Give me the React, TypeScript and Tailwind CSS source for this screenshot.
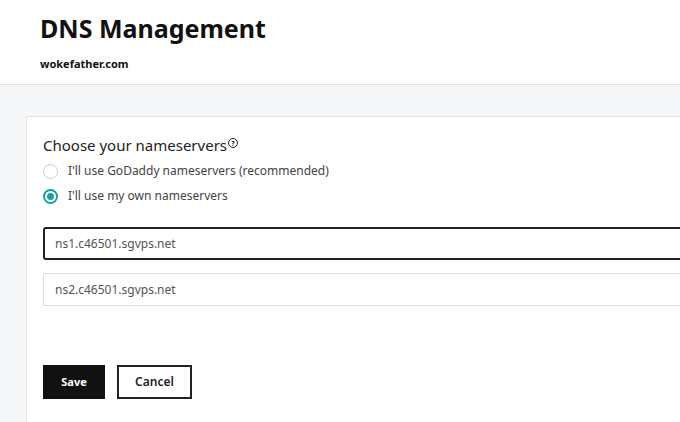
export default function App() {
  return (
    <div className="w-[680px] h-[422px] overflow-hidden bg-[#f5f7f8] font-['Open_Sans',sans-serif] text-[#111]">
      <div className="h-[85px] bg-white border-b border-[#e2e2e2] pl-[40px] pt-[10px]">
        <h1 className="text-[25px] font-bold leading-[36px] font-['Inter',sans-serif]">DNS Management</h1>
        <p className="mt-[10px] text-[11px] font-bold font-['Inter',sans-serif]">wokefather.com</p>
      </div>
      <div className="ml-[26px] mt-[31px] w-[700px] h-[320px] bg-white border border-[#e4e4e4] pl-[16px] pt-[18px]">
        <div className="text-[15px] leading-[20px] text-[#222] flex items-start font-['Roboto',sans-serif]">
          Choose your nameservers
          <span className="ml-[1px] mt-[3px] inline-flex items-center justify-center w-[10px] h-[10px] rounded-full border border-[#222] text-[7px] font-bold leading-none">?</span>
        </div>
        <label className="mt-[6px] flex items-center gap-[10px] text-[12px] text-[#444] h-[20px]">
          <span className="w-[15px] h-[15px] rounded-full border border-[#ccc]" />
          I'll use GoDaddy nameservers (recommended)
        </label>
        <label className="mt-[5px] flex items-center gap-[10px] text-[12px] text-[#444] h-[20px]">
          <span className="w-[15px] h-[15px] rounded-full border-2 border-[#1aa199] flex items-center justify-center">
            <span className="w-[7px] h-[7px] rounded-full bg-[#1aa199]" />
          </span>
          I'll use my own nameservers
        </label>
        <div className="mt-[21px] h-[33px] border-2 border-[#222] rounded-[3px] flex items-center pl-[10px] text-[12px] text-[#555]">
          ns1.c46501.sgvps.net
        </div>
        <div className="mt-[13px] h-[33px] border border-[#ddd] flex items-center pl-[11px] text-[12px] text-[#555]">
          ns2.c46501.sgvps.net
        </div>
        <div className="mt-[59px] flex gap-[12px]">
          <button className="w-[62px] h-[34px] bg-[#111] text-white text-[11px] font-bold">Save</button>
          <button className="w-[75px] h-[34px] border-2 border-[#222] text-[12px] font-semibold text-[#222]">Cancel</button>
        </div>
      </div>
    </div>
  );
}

GIVEN PROBLEM -
Write out every line above exactly as it is, leaving out the pictures.

RESPONSE -
Give me the React, TypeScript and Tailwind CSS source for this screenshot.
export default function App() {
  return (
    <div className="w-[680px] h-[422px] overflow-hidden bg-[#f5f7f8] font-['Open_Sans',sans-serif] text-[#111]">
      <div className="h-[85px] bg-white border-b border-[#e2e2e2] pl-[40px] pt-[10px]">
        <h1 className="text-[25px] font-bold leading-[36px] font-['Inter',sans-serif]">DNS Management</h1>
        <p className="mt-[10px] text-[11px] font-bold font-['Inter',sans-serif]">wokefather.com</p>
      </div>
      <div className="ml-[26px] mt-[31px] w-[700px] h-[320px] bg-white border border-[#e4e4e4] pl-[16px] pt-[18px]">
        <div className="text-[15px] leading-[20px] text-[#222] flex items-start font-['Roboto',sans-serif]">
          Choose your nameservers
          <span className="ml-[1px] mt-[3px] inline-flex items-center justify-center w-[10px] h-[10px] rounded-full border border-[#222] text-[7px] font-bold leading-none">?</span>
        </div>
        <label className="mt-[6px] flex items-center gap-[10px] text-[12px] text-[#444] h-[20px]">
          <span className="w-[15px] h-[15px] rounded-full border border-[#ccc]" />
          I'll use GoDaddy nameservers (recommended)
        </label>
        <label className="mt-[5px] flex items-center gap-[10px] text-[12px] text-[#444] h-[20px]">
          <span className="w-[15px] h-[15px] rounded-full border-2 border-[#1aa199] flex items-center justify-center">
            <span className="w-[7px] h-[7px] rounded-full bg-[#1aa199]" />
          </span>
          I'll use my own nameservers
        </label>
        <div className="mt-[21px] h-[33px] border-2 border-[#222] rounded-[3px] flex items-center pl-[10px] text-[12px] text-[#555]">
          ns1.c46501.sgvps.net
        </div>
        <div className="mt-[13px] h-[33px] border border-[#ddd] flex items-center pl-[11px] text-[12px] text-[#555]">
          ns2.c46501.sgvps.net
        </div>
        <div className="mt-[59px] flex gap-[12px]">
          <button className="w-[62px] h-[34px] bg-[#111] text-white text-[11px] font-bold">Save</button>
          <button className="w-[75px] h-[34px] border-2 border-[#222] text-[12px] font-semibold text-[#222]">Cancel</button>
        </div>
      </div>
    </div>
  );
}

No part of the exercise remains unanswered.